Resistance is evidenced in the arts, literatures, sports and social movements. It is seen in: Zanele Muholi, a photographer and founder of Inkanyiso, who has used visuals to tell the stories of black lesbian women in South Africa; FAKA, a cultural movement for black queer expression started by art duo, Fela Gucci and Desire Marea. The UCT Trans Collective, a movement of transgender activists, speaks out against exclusionary student movements while tackling institutionalized exclusion of transgender people. In March 2016, the Trans Collective disrupted an art exhibition organised by the Rhodes Must Fall (RMF) movement and the Centre for African Studies citing the marginalizing of queer activists from the movement. This moment highlighted the erasure of the physical and mental labour of queer activists as well as the need to recognize the intersecting identities that form part of student movements.

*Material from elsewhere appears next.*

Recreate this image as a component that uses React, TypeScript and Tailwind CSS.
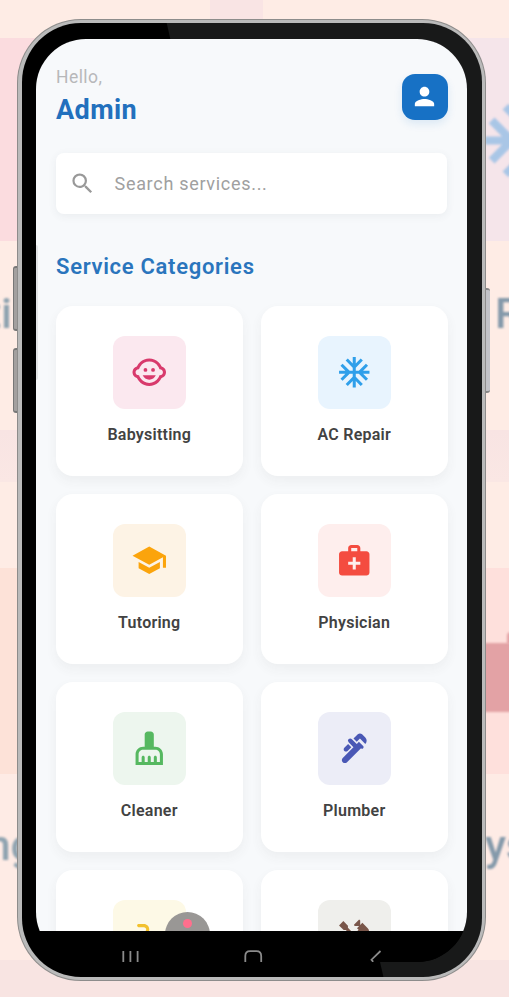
import type { ComponentType } from 'react';
import {
  MdAcUnit,
  MdCleaningServices,
  MdElectricalServices,
  MdHandyman,
  MdMedicalServices,
  MdPerson,
  MdPlumbing,
  MdSchool,
  MdSearch,
} from 'react-icons/md';

type Category = {
  name: string;
  Icon: ComponentType<{ className?: string }>;
  tile: string;
  color: string;
};

function BabyFace({ className }: { className?: string }) {
  return (
    <svg className={className} viewBox="0 0 24 24" fill="currentColor">
      <circle cx="14.5" cy="10.5" r="1.25" />
      <circle cx="9.5" cy="10.5" r="1.25" />
      <path d="M7.7 14c.76 1.77 2.39 2.9 4.3 2.9s3.54-1.13 4.3-2.9z" />
      <path d="M22.94 12.66c.04-.21.06-.43.06-.66s-.02-.45-.06-.66a4.008 4.008 0 0 0-2.81-3.17 9.114 9.114 0 0 0-2.19-2.91C16.36 3.85 14.28 3 12 3s-4.36.85-5.94 2.26c-.92.81-1.67 1.8-2.19 2.91a3.994 3.994 0 0 0-2.81 3.17c-.04.21-.06.43-.06.66s.02.45.06.66a4.008 4.008 0 0 0 2.81 3.17 8.977 8.977 0 0 0 2.17 2.89C7.62 20.14 9.71 21 12 21s4.38-.86 5.97-2.28c.9-.8 1.65-1.79 2.17-2.89a3.998 3.998 0 0 0 2.8-3.17zM19 14c-.1 0-.19-.02-.29-.03-.2.67-.49 1.29-.86 1.86C16.6 17.74 14.45 19 12 19s-4.6-1.26-5.85-3.17c-.37-.57-.66-1.19-.86-1.86-.1.01-.19.03-.29.03-1.1 0-2-.9-2-2s.9-2 2-2c.1 0 .19.02.29.03.2-.67.49-1.29.86-1.86C7.4 6.26 9.55 5 12 5s4.6 1.26 5.85 3.17c.37.57.66 1.19.86 1.86.1-.01.19-.03.29-.03 1.1 0 2 .9 2 2s-.9 2-2 2z" />
    </svg>
  );
}

const categories: Category[] = [
  { name: 'Babysitting', Icon: BabyFace, tile: 'bg-[#fbe8ef]', color: 'text-[#d83a6c]' },
  { name: 'AC Repair', Icon: MdAcUnit, tile: 'bg-[#e8f4fe]', color: 'text-[#2f9fea]' },
  { name: 'Tutoring', Icon: MdSchool, tile: 'bg-[#fdf3e5]', color: 'text-[#fba40c]' },
  { name: 'Physician', Icon: MdMedicalServices, tile: 'bg-[#feeeed]', color: 'text-[#f44c40]' },
  { name: 'Cleaner', Icon: MdCleaningServices, tile: 'bg-[#edf6ee]', color: 'text-[#56b860]' },
  { name: 'Plumber', Icon: MdPlumbing, tile: 'bg-[#ecedf7]', color: 'text-[#4a58b5]' },
  { name: 'Electrician', Icon: MdElectricalServices, tile: 'bg-[#fdf9e6]', color: 'text-[#f2c12e]' },
  { name: 'Handyman', Icon: MdHandyman, tile: 'bg-[#efefec]', color: 'text-[#79564a]' },
];

function Backdrop() {
  return (
    <div className="absolute inset-0 flex flex-col overflow-hidden">
      <div className="flex h-[38px] bg-[#feece5]">
        <div className="ml-[210px] w-[53px] bg-[#f9e4e4]" />
      </div>
      <div className="flex h-[203px]">
        <div className="w-[250px] bg-[#fbdcdf]" />
        <div className="flex-1 bg-[#f5e5ea]" />
      </div>
      <div className="h-[189px] bg-[#feece5]" />
      <div className="h-[52px] bg-gradient-to-b from-[#f8e4e3] to-[#fae7e4]" />
      <div className="h-[86px] bg-[#feece5]" />
      <div className="flex h-[206px]">
        <div className="w-[250px] bg-[#fde2d8]" />
        <div className="flex-1 bg-[#fee0dc]" />
      </div>
      <div className="h-[186px] bg-[#feebe5]" />
      <div className="flex-1 bg-[#f8e4e2]" />
      <MdAcUnit className="absolute top-[92px] left-[477px] size-[97px] text-[#a9c6e6] blur-[1px]" />
      <span className="absolute top-[288px] right-[497px] text-[43px] leading-[50px] font-medium text-[#8fa3b0] blur-[1px]">Babysitti</span>
      <span className="absolute top-[288px] left-[495px] text-[43px] leading-[50px] font-medium text-[#8499aa] blur-[1px]">Repair</span>
      <div className="absolute top-[643px] left-[480px] h-[69px] w-[60px] rounded bg-[#e3a2a5] blur-[1px]" />
      <div className="absolute top-[632px] left-[507px] h-3 w-8 rounded-tl bg-[#e3a2a5] blur-[1px]" />
      <span className="absolute top-[820px] right-[474px] text-[43px] leading-[50px] font-medium text-[#8fa3b0] blur-[1px]">Tutoring</span>
      <span className="absolute top-[820px] left-[485px] text-[43px] leading-[50px] font-medium text-[#8499aa] blur-[1px]">ysician</span>
    </div>
  );
}

function CategoryCard({ name, Icon, tile, color }: Category) {
  return (
    <div className="flex h-[170px] flex-col items-center rounded-[17px] bg-white pt-[30px] shadow-[0_5px_12px_rgba(60,70,60,0.06)]">
      <div className={`flex size-[73px] shrink-0 items-center justify-center rounded-[12px] ${tile}`}>
        <Icon className={`size-[36.5px] ${color}`} />
      </div>
      <span className="mt-[16px] text-[16px] leading-5 font-semibold tracking-[0.25px] whitespace-nowrap text-[#424242]">{name}</span>
    </div>
  );
}

function NavigationBar() {
  return (
    <div className="flex h-[31px] shrink-0 bg-black pt-[17px]">
      <svg className="ml-[85px] h-4 w-5" viewBox="0 0 20 16" fill="none" stroke="#8b8b8b" strokeWidth="1.8">
        <path d="M2.3 3v11M9.4 3v11M16.6 3v11" />
      </svg>
      <svg className="ml-[103px] h-4 w-5" viewBox="0 0 20 16" fill="none" stroke="#8b8b8b" strokeWidth="1.8">
        <path d="M1.3 14V8q0-4.8 4.8-4.8h6.3q4.8 0 4.8 4.8v6" />
      </svg>
      <svg className="ml-[105px] h-4 w-4" viewBox="0 0 16 16" fill="none" stroke="#8b8b8b" strokeWidth="1.8">
        <path d="M11.5 3 2.5 11.7l1.7 2.1" />
      </svg>
    </div>
  );
}

export default function App() {
  return (
    <div className="relative h-[997px] w-[509px] overflow-hidden font-['Roboto',sans-serif]">
      <Backdrop />
      <div className="absolute top-[266px] left-[12.5px] h-[65px] w-2 rounded-l-[3px] border-y-2 border-l border-[#777] bg-[#a3a09f]" />
      <div className="absolute top-[348px] left-[12.5px] h-[65px] w-2 rounded-l-[3px] border-y-2 border-l border-[#777] bg-[#a3a09f]" />
      <div className="absolute top-[288px] left-[482px] h-[105px] w-2 rounded-r-[3px] border-y-2 border-[#858585] bg-[#c3c3c8]" />

      <div className="relative mt-[19px] ml-[17px] h-[962px] w-[469px] rounded-[64px] bg-[#8d8c8b] p-px">
        <div className="h-full rounded-[63px] bg-[#bababa] p-[3.5px] pt-[2.5px]">
          <div className="h-full rounded-[59px] bg-[linear-gradient(77.2deg,#000_calc(50%+22px),#181919_calc(50%+23px))] pt-[16.5px] pl-[14px]">
            <div className="flex h-[923px] w-[431px] flex-col overflow-hidden rounded-[50px] bg-black">
              <main className="relative h-[892px] overflow-hidden bg-[#f7f9fb] pr-[19px] pl-[20.5px]">
                <header className="flex items-start justify-between pt-[27px]">
                  <div className="flex flex-col">
                    <span className="text-[17.5px] leading-[22px] tracking-[0.45px] text-[#b7b8ba]">Hello,</span>
                    <h1 className="mt-[6px] text-[27px] leading-8 font-bold tracking-[0.4px] text-[#2270bd]">Admin</h1>
                  </div>
                  <div className="mt-[7.5px] flex size-[46px] items-center justify-center rounded-[13px] bg-[#1771c5] shadow-[0_4px_8px_rgba(23,113,197,0.12)]">
                    <MdPerson className="size-[29px] text-white" />
                  </div>
                </header>

                <div className="mt-[27px] mr-[1px] flex h-[61px] items-center rounded-[8px] bg-white pl-[13px] shadow-[0_2px_8px_rgba(60,70,80,0.07)]">
                  <MdSearch className="size-[27px] text-[#999]" />
                  <span className="ml-[18.5px] text-[18px] leading-6 tracking-[0.7px] text-[#a0a0a0]">Search services...</span>
                </div>

                <h2 className="mt-[39px] text-[22px] leading-[28px] font-semibold tracking-[0.7px] text-[#2a75bd]">Service Categories</h2>

                <div className="mt-[25px] grid grid-cols-2 gap-x-[18.5px] gap-y-[18px]">
                  {categories.map((category) => (
                    <CategoryCard key={category.name} {...category} />
                  ))}
                </div>

                <div className="absolute top-[206px] left-0 h-[135px] w-[2.5px] rounded-r bg-[#e2e4e6]" />
                <div className="absolute top-[873px] left-[129.5px] flex size-[45px] justify-center rounded-full bg-[#999795] pt-[7px]">
                  <div className="size-[9px] rounded-full bg-[#ff6f8d]" />
                </div>
              </main>
              <NavigationBar />
            </div>
          </div>
        </div>
      </div>
    </div>
  );
}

The contributions and legacies of queer activists Beverley Ditsie and Simon Nkoli to history have been censored. However, the growing resistance from queer individuals, groups and communities to defy social norms and recollect historical memories provides for much optimism. In this defiance, we can learn from the mistakes and contradictions of the past. In as much as I cannot provide all the answers to the questions, by reflecting collectively, we can think of how history can be used as an emancipatory tool and our contributions to that struggle.